At 01:48, and again at 01:50, I used whip-pans to get around the fact that, due to the inability of people to be in two places at once, the Wraith couldn't be everywhere. I feel the cuts worked effectively because I personally find it difficult to determine at what point the shot changes, and this only serves to make the Wraith more alien and more terrifying.

Starting at 02:00, the film's culmination sequence is divided into five beats, each quicker than the last, as the Wraith teleports steadily closer to the protagonist in three stages. These I broke up further with reflection shots of the Wraith in the eye of the protagonist - an effect I achieved by manipulating the footage frame-by-frame in the edit. This adds, in my opinion, an element of hopelessness to the protagonist's situation - the Wraith is at this point permanently embedded in his sight.

To avoid having a clear-cut ending, I decided to finish the film with an abrupt cut to black as the Wraith covers the camera with his hand. I tilted the credits to a slight angle to make them seem uneven, adding to the uneasiness in the mind of the viewer, before bringing everything to a close with a thematic link to the earlier flicker sequences, as a light flickers once more, peaking to white, before providing a natural fade to black.

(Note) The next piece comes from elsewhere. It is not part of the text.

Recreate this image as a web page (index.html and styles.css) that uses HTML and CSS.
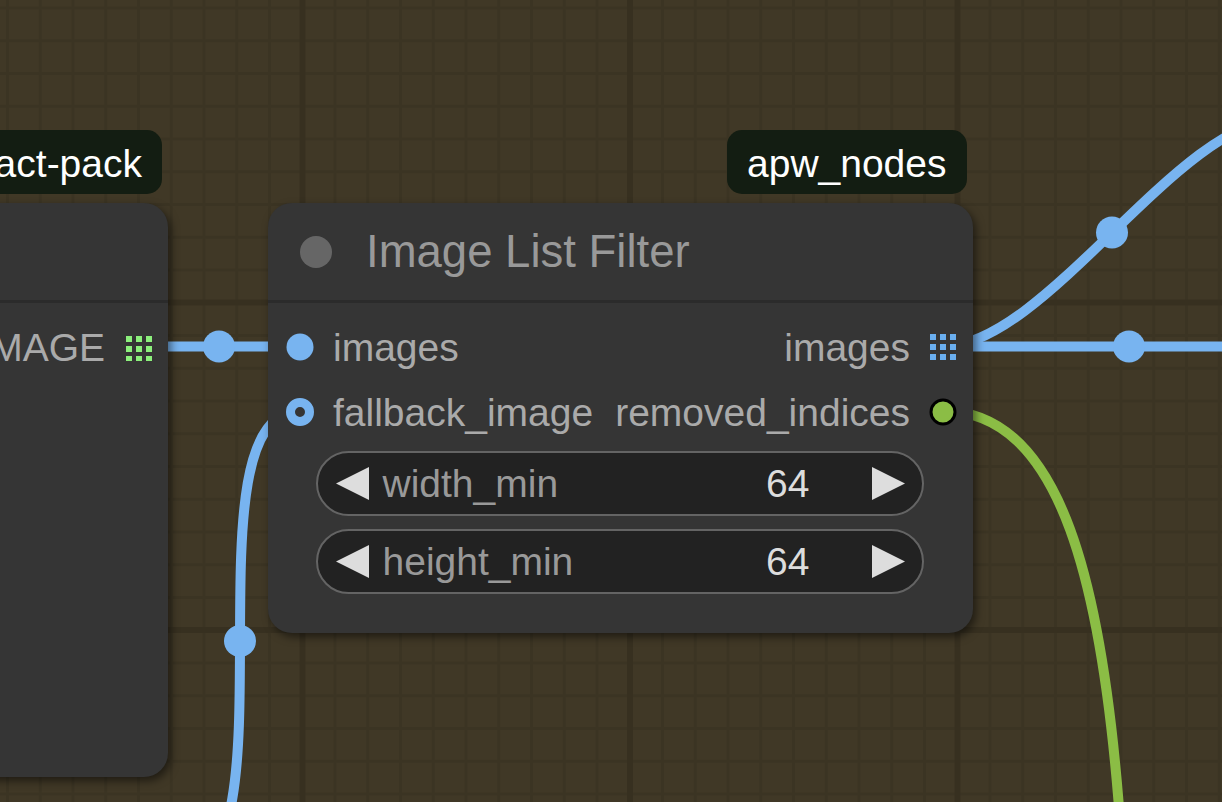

Overall, I think I achieved everything I set out to achieve in the earlier goal. This has been reinforced by positive feedback I had when the film was shown to other members of the Rural Media Company's BFI Academy. However, if I were to do it again, I would probably enhance the Wraith's abilities further still by using some clean-plate shots of the door where the Wraith used to be in lieu of some of the shots of the Wraith knocking on the door.

Peer Feedback
Joe Hoyle, from the same production team as myself, has said that he enjoyed the film and felt it was smoothly edited.